Many organizations are already doing this in meaningful ways! This topic is an important one for activating inactive visitors that represent more diverse audiences! I’ll dive deeper into this topic and share new data on Wednesday, December 6th.
4) Leverage the macro environment
While it’s enticing to think that a cultural entity itself may drive visitation to a location, data suggest that this is not the case. In order to visit a cultural organization, a person has to first choose to visit the city where the organization resides.
Often, offerings outside of an organization’s walls can be just as big of a visitation motivator as offerings inside of them.
Especially considering the active nature of likely visitors who are not attending cultural organizations, the conversation about how macro environments (such as cities and communities) are perceived is especially relevant right now. With the super-connected nature of likely visitors, there may be a unique opportunity to positively leverage the stories of our communities, our missions, and our organizations.

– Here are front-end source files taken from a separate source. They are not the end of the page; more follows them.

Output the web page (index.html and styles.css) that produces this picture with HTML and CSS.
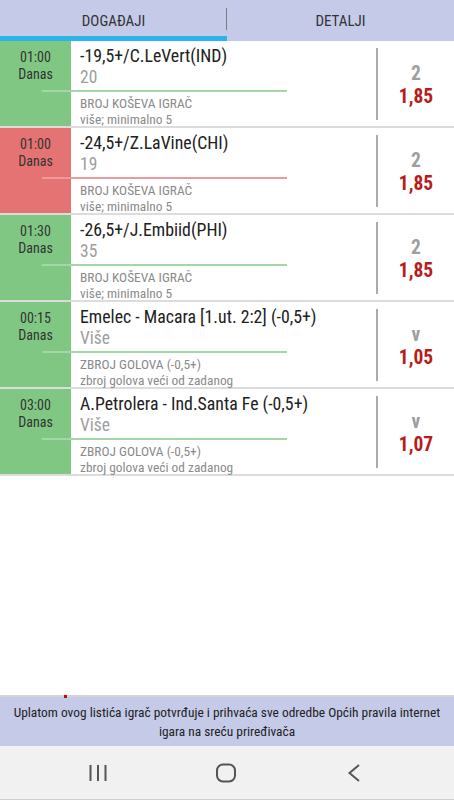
FILE: index.html
```html
<!DOCTYPE html>
<html lang="hr">
<head>
    <meta charset="UTF-8">
    <meta name="viewport" content="width=device-width, initial-scale=1.0">
    <title>Listić</title>
    <link rel="stylesheet" href="styles.css">
</head>
<body>
    <div class="tabs">
        <div class="tab active">DOGAĐAJI</div>
        <div class="tab">DETALJI</div>
    </div>

    <div class="list">
        <div class="row win">
            <div class="time">01:00<br>Danas</div>
            <div class="info">
                <div class="title">-19,5+/C.LeVert(IND)</div>
                <div class="pick">20</div>
                <div class="rule"></div>
                <div class="market">BROJ KOŠEVA IGRAČ</div>
                <div class="desc">više; minimalno 5</div>
            </div>
            <div class="odds"><span class="tip">2</span><span class="quota">1,85</span></div>
        </div>

        <div class="row lose">
            <div class="time">01:00<br>Danas</div>
            <div class="info">
                <div class="title">-24,5+/Z.LaVine(CHI)</div>
                <div class="pick">19</div>
                <div class="rule"></div>
                <div class="market">BROJ KOŠEVA IGRAČ</div>
                <div class="desc">više; minimalno 5</div>
            </div>
            <div class="odds"><span class="tip">2</span><span class="quota">1,85</span></div>
        </div>

        <div class="row win">
            <div class="time">01:30<br>Danas</div>
            <div class="info">
                <div class="title">-26,5+/J.Embiid(PHI)</div>
                <div class="pick">35</div>
                <div class="rule"></div>
                <div class="market">BROJ KOŠEVA IGRAČ</div>
                <div class="desc">više; minimalno 5</div>
            </div>
            <div class="odds"><span class="tip">2</span><span class="quota">1,85</span></div>
        </div>

        <div class="row win">
            <div class="time">00:15<br>Danas</div>
            <div class="info">
                <div class="title">Emelec - Macara [1.ut. 2:2] (-0,5+)</div>
                <div class="pick">Više</div>
                <div class="rule"></div>
                <div class="market">ZBROJ GOLOVA (-0,5+)</div>
                <div class="desc">zbroj golova veći od zadanog</div>
            </div>
            <div class="odds"><span class="tip">v</span><span class="quota">1,05</span></div>
        </div>

        <div class="row win">
            <div class="time">03:00<br>Danas</div>
            <div class="info">
                <div class="title">A.Petrolera - Ind.Santa Fe (-0,5+)</div>
                <div class="pick">Više</div>
                <div class="rule"></div>
                <div class="market">ZBROJ GOLOVA (-0,5+)</div>
                <div class="desc">zbroj golova veći od zadanog</div>
            </div>
            <div class="odds"><span class="tip">v</span><span class="quota">1,07</span></div>
        </div>
    </div>

    <div class="notice">
        <span class="dot"></span>
        Uplatom ovog listića igrač potvrđuje i prihvaća sve odredbe Općih pravila internet igara na sreću priređivača
    </div>

    <div class="navbar">
        <svg width="34" height="20" viewBox="0 0 34 20"><path d="M9.5 2v16M17 2v16M24.5 2v16" stroke="#555" stroke-width="2" fill="none"/></svg>
        <svg width="34" height="20" viewBox="0 0 34 20"><rect x="8" y="1.5" width="18" height="17" rx="6" stroke="#555" stroke-width="2" fill="none"/></svg>
        <svg width="34" height="20" viewBox="0 0 34 20"><path d="M22 2l-9.5 8 9.5 8" stroke="#555" stroke-width="2" fill="none"/></svg>
    </div>
</body>
</html>
```

FILE: styles.css
```css
body {
    margin: 0;
    height: 800px;
    display: flex;
    flex-direction: column;
    font-family: Roboto, "Noto Sans", sans-serif;
    font-stretch: 86%;
    background: #fff;
    color: #212121;
}

.tabs {
    display: flex;
    height: 41px;
    background: #c5cae9;
}

.tab {
    flex: 1;
    text-align: center;
    font-size: 15px;
    line-height: 36px;
    padding-top: 3px;
    color: #333;
    position: relative;
}

.tab.active {
    border-bottom: 5px solid #2ab4e8;
    height: 33px;
}

/* divider between the two tabs */
.tab.active::after {
    content: "";
    position: absolute;
    right: 0;
    top: 8px;
    height: 22px;
    border-right: 1.5px solid #7a7a7a;
}

.list {
    flex: 1;
}

.row {
    display: flex;
    height: 85px;
    border-bottom: 2px solid #dcdcdc;
}

.time {
    width: 71px;
    flex-shrink: 0;
    text-align: center;
    font-size: 14px;
    line-height: 17px;
    padding-top: 8px;
    color: #333;
}

.win .time { background: #81c784; }
.lose .time { background: #e57373; }

.info {
    flex: 1;
    padding: 5px 0 0 9px;
    min-width: 0;
}

.title {
    font-size: 17.8px;
    line-height: 20px;
    white-space: nowrap;
}

.pick {
    font-size: 17.5px;
    line-height: 22px;
    color: #9e9e9e;
}

.rule {
    height: 2px;
    width: 245px;
    margin: 2px 0 0 -38px;
}

.win .rule { background: #a5d6a7; }
.lose .rule { background: #ef9a9a; }

.market,
.desc {
    font-size: 13.4px;
    line-height: 16.5px;
    color: #8a8a8a;
}

.market {
    margin-top: 3.5px;
}

.odds {
    width: 76px;
    flex-shrink: 0;
    margin: 7px 0 6px;
    border-left: 2px solid #ababab;
    padding-top: 14px;
    display: flex;
    flex-direction: column;
    align-items: center;
    font-weight: bold;
    font-size: 19.5px;
    line-height: 23px;
}

.tip { color: #9e9e9e; }
.quota { color: #b71c1c; }

.notice {
    position: relative;
    border-top: 2px solid #d4d4d4;
    background: #c5cae9;
    text-align: center;
    font-size: 13.4px;
    line-height: 19px;
    padding: 6px 6px 5px;
    color: #222;
}

.dot {
    position: absolute;
    left: 64px;
    top: -2px;
    width: 3px;
    height: 3px;
    background: #d50000;
}

.navbar {
    height: 53px;
    background: #f1f1f1;
    border-bottom: 1px solid #cfcfcf;
    display: flex;
    align-items: center;
    gap: 94px;
    padding-left: 81px;
}
```
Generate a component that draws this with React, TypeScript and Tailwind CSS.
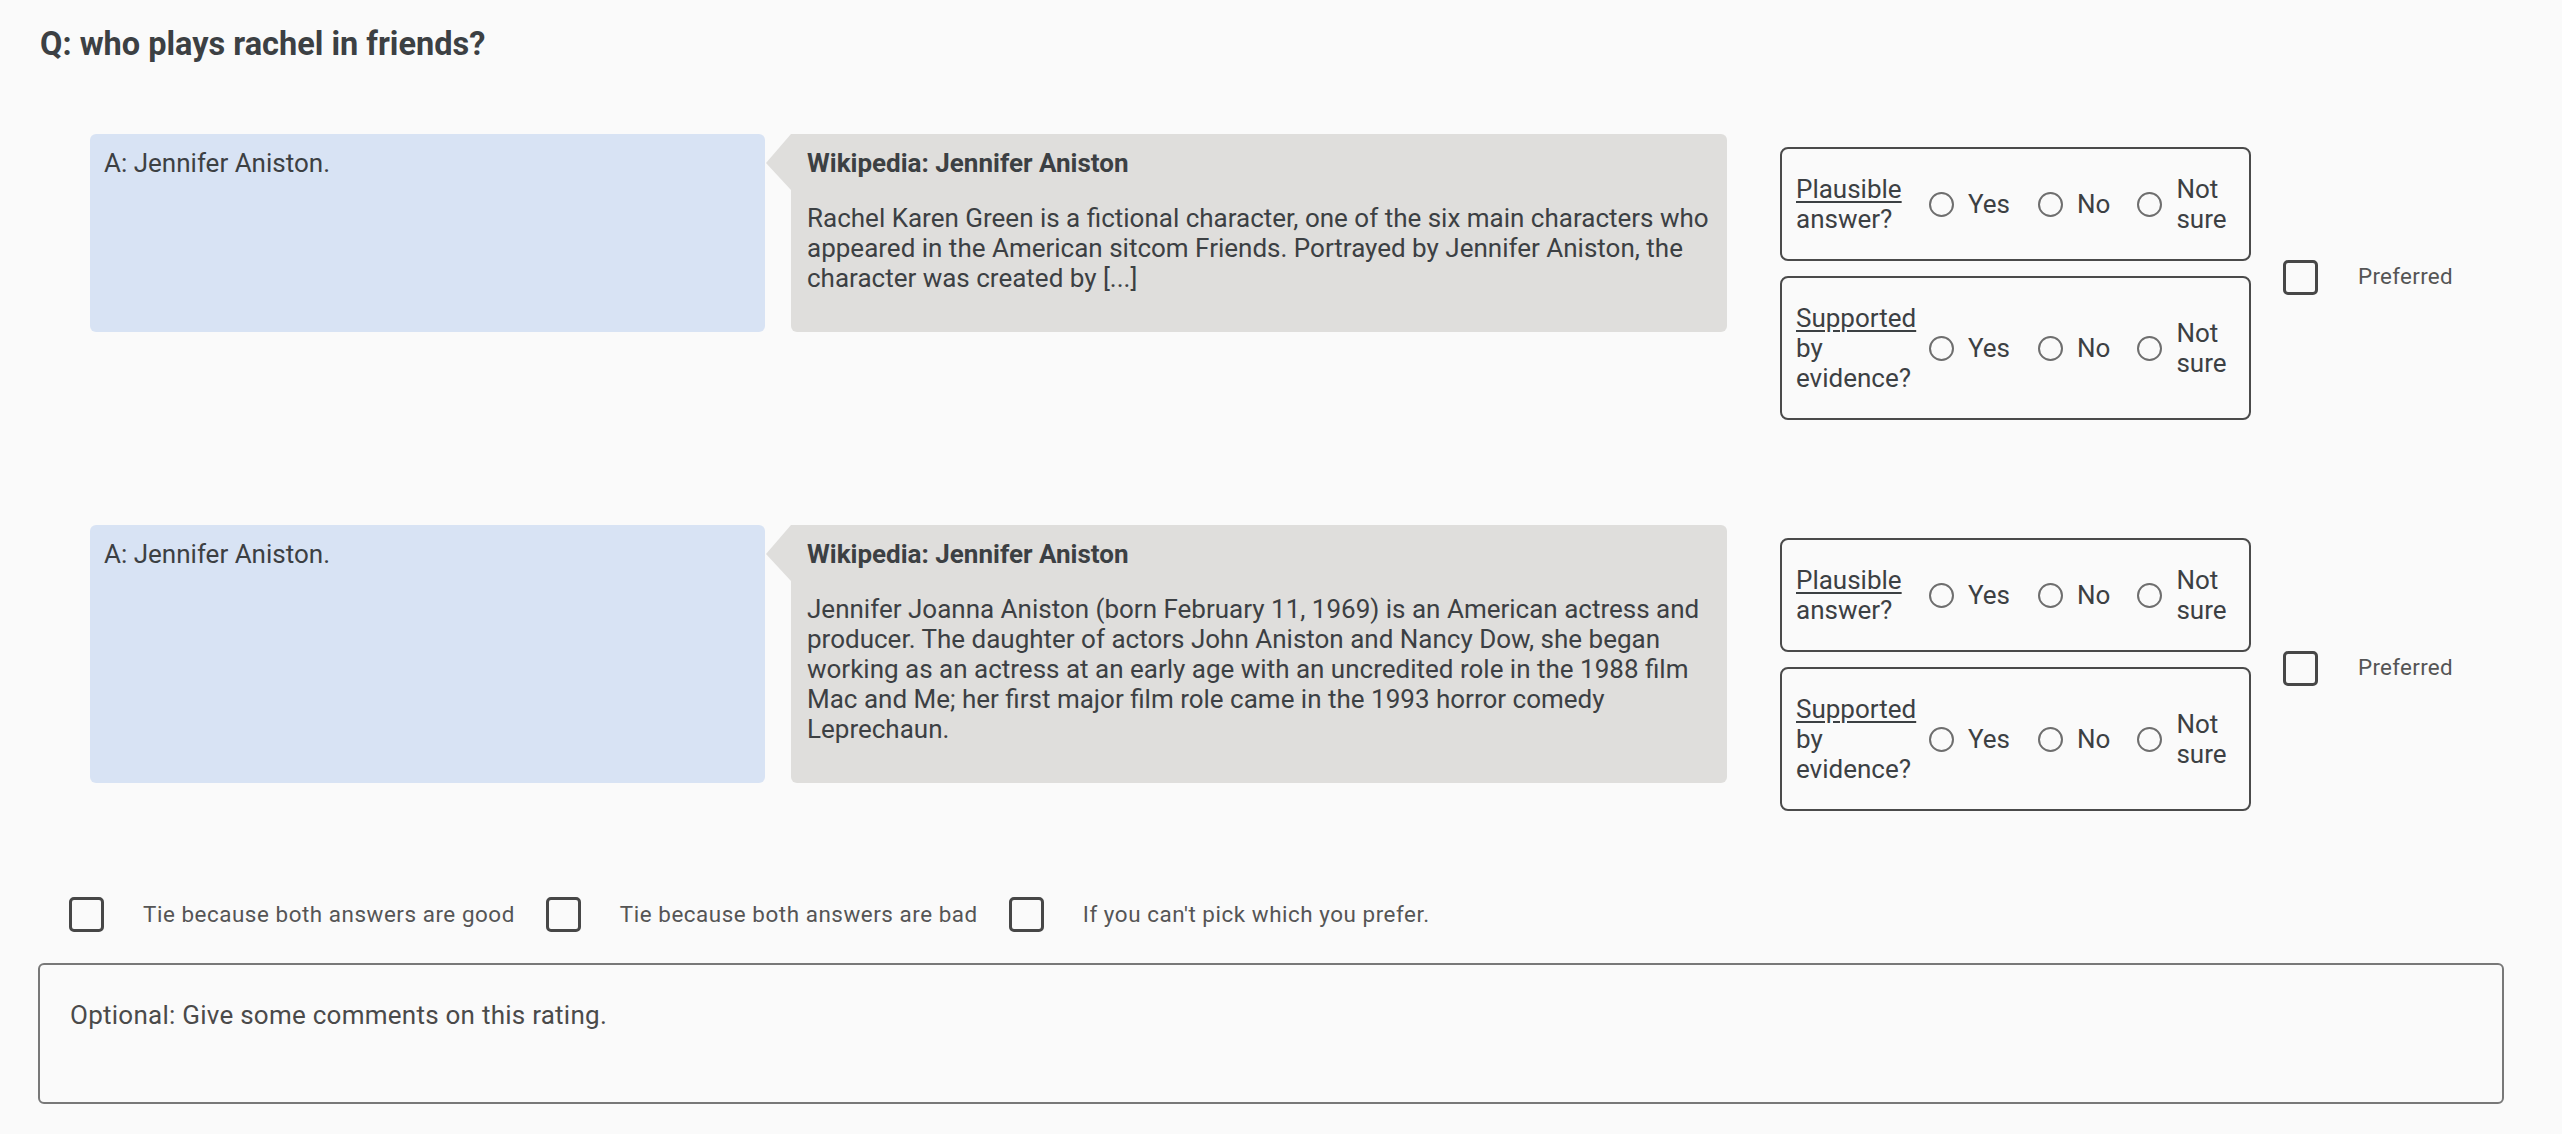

This topic is a big one that connects perceptions of being welcoming to new audiences with what we know about inactive visitors. I am eager to dive deeper and share new data about this topic and what it means for reaching new audiences on Wednesday, December 13th.
The key to effectively reaching younger and more diverse audiences may be intelligent targeting, and also intelligent strategic design. Reaching inactive visitors need not be an overhaul of an organization’s strategic plan – far from it!
The secret may be smarter programs that connect mission-aligned strategies to what we know about likely attendees who are not yet visiting…so that they will visit! There is an opportunity to tap into our unrealized potentials, and engaging this audience may lead us through a gateway to a more sustainable future.